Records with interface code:
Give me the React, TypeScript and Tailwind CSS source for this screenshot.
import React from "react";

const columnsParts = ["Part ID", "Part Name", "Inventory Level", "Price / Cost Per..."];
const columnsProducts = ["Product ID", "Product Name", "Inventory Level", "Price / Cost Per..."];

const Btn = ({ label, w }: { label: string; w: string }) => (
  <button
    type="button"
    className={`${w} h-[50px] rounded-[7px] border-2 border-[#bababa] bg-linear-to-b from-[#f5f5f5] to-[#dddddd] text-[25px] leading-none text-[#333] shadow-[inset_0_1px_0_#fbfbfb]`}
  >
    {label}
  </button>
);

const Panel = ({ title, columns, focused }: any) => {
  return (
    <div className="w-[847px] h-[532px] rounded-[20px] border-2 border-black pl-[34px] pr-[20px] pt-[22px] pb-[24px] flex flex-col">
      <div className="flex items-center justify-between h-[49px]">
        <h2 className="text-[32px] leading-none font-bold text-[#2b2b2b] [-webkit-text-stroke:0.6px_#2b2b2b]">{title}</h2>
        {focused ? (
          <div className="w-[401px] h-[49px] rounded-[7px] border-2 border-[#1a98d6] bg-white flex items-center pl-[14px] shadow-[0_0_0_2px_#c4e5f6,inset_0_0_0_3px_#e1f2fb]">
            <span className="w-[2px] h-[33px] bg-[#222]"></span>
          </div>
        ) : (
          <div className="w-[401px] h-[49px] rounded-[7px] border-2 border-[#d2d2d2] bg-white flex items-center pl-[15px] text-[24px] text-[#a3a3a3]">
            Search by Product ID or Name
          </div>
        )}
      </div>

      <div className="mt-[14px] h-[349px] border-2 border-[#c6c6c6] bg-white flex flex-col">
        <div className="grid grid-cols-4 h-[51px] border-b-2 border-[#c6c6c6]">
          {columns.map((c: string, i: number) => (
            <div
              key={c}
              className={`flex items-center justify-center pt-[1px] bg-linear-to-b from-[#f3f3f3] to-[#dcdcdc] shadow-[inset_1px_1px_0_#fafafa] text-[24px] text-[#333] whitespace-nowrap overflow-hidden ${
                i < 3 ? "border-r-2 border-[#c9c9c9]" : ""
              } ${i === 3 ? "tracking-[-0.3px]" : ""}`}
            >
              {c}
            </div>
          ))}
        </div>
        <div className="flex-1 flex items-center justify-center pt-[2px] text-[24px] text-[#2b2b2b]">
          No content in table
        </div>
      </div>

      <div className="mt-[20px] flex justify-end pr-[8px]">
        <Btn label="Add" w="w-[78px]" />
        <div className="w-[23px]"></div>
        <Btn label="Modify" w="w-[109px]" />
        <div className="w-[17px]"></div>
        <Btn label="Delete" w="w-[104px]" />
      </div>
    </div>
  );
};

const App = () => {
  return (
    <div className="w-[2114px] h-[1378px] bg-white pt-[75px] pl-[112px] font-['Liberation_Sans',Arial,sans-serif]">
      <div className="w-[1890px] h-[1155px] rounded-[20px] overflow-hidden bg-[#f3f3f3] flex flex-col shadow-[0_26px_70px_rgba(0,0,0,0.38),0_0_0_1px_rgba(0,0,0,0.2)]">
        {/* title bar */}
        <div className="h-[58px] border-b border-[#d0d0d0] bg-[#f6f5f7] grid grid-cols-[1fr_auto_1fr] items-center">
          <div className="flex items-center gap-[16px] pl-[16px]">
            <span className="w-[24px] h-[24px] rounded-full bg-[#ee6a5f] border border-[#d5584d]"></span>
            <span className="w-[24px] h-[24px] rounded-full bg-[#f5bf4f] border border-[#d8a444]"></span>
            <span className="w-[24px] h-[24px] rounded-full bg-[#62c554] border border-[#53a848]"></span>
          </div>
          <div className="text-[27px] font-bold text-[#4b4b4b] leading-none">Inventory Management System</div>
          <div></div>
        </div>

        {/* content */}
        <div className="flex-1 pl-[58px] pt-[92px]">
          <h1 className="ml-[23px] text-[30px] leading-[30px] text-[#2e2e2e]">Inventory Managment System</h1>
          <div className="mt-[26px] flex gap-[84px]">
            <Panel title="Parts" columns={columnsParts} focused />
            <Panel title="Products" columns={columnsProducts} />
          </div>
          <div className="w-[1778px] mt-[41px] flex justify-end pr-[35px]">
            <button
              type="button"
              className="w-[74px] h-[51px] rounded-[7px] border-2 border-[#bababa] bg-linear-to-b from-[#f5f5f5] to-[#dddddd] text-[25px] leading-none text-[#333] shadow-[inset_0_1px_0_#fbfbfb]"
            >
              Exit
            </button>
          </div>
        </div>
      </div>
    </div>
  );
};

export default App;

* * *

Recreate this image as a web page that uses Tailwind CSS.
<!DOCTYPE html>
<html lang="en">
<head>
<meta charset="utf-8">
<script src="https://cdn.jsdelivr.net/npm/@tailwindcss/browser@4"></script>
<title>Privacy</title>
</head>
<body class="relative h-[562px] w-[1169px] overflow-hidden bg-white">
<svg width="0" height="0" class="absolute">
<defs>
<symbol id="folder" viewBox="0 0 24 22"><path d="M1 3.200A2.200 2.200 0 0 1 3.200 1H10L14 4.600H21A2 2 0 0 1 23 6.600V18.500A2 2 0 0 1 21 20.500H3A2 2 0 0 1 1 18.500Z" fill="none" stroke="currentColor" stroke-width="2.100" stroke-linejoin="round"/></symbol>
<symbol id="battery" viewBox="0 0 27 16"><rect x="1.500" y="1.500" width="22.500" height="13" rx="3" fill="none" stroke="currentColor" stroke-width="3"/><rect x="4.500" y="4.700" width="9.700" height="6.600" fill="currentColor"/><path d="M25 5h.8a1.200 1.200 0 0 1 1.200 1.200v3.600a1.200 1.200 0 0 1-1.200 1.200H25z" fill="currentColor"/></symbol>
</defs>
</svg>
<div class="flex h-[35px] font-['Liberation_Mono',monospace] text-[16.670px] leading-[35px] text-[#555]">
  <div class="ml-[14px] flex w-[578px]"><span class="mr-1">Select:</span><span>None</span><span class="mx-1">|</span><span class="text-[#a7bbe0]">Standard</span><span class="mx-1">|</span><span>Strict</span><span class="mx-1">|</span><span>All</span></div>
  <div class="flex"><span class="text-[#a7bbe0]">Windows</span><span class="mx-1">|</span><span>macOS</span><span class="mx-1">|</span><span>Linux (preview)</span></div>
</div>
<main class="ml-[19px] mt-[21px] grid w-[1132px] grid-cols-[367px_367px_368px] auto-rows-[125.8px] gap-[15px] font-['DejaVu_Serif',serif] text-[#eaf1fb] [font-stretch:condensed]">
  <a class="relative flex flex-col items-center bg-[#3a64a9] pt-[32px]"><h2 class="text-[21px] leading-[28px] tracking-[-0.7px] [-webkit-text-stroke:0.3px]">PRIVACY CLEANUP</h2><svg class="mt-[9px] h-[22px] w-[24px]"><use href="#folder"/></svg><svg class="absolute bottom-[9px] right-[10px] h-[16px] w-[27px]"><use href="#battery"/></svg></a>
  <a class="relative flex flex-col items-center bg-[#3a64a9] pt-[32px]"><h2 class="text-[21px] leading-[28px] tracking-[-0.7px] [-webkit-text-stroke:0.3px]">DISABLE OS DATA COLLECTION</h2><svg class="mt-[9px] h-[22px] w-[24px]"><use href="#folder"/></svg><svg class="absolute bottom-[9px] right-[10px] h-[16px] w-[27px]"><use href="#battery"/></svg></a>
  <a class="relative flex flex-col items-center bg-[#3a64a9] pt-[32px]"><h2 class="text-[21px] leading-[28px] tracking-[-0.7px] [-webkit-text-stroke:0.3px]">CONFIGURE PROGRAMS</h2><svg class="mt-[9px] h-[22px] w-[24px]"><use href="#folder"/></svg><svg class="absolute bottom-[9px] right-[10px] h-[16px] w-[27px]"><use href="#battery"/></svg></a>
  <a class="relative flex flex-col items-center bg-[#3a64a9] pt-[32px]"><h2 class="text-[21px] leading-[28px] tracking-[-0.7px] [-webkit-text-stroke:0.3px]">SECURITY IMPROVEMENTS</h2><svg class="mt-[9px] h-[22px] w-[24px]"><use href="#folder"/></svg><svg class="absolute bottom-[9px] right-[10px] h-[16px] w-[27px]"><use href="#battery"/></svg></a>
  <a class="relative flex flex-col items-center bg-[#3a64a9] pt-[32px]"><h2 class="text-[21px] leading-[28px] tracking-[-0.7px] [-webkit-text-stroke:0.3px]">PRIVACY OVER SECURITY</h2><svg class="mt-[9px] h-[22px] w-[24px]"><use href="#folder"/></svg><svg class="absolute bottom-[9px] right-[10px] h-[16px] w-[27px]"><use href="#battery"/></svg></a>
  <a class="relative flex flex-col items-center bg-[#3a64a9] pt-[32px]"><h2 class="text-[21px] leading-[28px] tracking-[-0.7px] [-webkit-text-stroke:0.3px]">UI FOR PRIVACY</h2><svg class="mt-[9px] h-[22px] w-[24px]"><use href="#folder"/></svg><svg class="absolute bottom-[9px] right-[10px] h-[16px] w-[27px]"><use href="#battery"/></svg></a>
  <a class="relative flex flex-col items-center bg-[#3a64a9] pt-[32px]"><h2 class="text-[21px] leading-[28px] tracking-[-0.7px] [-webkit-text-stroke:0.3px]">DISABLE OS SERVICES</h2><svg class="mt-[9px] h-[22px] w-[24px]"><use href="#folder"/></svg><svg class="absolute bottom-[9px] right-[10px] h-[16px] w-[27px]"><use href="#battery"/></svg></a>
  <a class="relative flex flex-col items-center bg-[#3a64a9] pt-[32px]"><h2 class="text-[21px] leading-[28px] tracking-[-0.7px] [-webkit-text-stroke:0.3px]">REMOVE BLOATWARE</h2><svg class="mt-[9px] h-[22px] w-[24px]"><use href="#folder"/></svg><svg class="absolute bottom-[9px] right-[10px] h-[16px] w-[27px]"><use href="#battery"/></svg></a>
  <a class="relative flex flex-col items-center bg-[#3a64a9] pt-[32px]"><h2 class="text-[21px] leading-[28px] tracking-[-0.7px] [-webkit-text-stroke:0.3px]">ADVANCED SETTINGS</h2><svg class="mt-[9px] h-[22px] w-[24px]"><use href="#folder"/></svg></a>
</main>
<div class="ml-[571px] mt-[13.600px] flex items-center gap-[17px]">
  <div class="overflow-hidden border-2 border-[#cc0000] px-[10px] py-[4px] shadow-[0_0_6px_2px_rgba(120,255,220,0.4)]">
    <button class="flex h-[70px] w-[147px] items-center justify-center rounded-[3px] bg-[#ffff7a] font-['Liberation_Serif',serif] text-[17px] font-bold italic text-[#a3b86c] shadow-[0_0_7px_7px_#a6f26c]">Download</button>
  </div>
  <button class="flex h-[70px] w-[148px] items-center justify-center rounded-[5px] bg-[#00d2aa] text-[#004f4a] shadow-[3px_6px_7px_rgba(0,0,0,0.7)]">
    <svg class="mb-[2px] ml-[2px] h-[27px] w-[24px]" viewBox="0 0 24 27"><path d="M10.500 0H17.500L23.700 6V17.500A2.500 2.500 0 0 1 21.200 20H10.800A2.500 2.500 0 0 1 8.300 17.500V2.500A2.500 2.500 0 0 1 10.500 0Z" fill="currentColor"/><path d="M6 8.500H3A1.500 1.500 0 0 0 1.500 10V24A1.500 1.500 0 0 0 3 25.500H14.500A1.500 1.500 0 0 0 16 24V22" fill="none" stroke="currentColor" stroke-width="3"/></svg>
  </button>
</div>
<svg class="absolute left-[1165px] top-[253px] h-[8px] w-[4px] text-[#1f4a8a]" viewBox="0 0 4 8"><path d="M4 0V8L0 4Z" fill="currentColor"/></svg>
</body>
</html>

• What is being asked:
Using the listing above, return all lines where the word "this" occurs.

• Task response:
Give me the React, TypeScript and Tailwind CSS source for this screenshot.
Recreate this image as a web page that uses Tailwind CSS.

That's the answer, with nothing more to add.